Teenagers may need someone outside of the family to talk to, so it is a good idea to let the school know someone close to them has died. It may also help to let a sports coach or other group leader know of the death if the teenagers are involved in different activities.
Appropriate literature, not specially given to them but just left lying around the house, can also be valuable. Some films or videos will also help, advice on these and any printed material can be sought from any qualified and experienced bereavement counselor or educator. Above all, we must talk with the teenagers and show them our support.
How can we help children with their grieving
Just being there and sharing the grieving with them is probably the most helpful thing we can do. Like adults. children need to express their feelings, and they need to share the experience with the rest of the, family - not feel they are being left out of an important family occasion.

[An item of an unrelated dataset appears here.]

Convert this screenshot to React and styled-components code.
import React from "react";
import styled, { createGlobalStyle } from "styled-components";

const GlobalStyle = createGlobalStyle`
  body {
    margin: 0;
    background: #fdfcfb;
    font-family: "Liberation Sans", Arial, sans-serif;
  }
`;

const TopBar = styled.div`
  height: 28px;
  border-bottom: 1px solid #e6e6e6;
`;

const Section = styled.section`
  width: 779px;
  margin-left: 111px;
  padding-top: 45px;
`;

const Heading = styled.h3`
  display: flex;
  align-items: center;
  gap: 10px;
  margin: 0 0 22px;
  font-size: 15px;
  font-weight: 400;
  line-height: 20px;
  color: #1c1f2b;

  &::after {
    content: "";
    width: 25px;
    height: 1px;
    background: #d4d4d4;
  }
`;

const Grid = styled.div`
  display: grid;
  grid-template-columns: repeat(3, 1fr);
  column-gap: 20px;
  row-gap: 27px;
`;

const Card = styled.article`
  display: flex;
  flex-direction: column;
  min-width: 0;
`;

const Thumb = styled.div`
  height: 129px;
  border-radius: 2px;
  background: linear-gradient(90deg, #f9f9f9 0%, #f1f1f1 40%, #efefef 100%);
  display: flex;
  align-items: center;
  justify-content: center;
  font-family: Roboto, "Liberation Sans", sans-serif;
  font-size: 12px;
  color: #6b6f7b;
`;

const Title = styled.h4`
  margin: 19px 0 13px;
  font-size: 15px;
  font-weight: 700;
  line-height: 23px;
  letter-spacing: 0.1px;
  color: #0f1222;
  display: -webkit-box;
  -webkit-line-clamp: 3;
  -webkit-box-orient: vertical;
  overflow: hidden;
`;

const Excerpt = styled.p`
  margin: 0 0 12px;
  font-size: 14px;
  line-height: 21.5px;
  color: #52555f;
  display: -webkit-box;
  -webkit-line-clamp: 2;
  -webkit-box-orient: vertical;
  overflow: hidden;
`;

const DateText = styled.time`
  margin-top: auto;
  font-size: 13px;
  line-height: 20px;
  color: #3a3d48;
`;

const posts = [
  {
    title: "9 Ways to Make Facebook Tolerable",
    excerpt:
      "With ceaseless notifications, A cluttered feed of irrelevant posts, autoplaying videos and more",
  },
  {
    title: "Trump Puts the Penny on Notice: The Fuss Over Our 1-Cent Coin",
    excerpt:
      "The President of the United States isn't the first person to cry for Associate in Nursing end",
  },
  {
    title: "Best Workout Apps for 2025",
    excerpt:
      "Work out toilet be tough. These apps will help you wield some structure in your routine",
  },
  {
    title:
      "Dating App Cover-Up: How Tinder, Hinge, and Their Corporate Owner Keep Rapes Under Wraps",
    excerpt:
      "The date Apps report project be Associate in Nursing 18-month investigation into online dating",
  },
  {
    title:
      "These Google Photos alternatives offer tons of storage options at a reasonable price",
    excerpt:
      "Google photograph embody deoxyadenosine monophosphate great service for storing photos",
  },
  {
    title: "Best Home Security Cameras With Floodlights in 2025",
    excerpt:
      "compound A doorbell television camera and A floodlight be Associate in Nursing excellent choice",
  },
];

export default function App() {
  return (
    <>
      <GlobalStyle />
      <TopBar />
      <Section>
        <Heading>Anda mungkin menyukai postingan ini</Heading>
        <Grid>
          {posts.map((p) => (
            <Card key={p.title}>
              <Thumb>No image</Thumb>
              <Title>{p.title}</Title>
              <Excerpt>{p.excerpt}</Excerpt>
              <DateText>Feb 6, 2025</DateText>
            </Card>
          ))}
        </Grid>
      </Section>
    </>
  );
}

Children of all ages need to be involved, and should be encouraged (though not forced) to attend the viewing of the deceased and to take part in the funeral. Both of these events should be explained in simple terms so the children know what to expect. Giving young people a special job to do like carrying a flower or a candle, or writing a letter or poem to place in the coffin. will give them a feeling of really belonging. It will also help them say goodbye and to understand the finality of death.
Many people believe that death is only the beginning of a new life for the deceased. If religious beliefs can be explained in simple terms to the children, this may help them in their grief, but don't be surprised if the children are angry at God for the death of the person. It is quite a normal reaction at any age and God won't mind - He's got broad shoulders.
And if we are so overwhelmed by our own grief, we don't feel we have the capacity to help our children with theirs, this is when a close relative or friend should be enlisted to help, so the children don't feel abandoned by their grieving parents.
Children should be encouraged to read suitable books which may help them to understand how they feel. Refer to large book shops, Church book stores etc.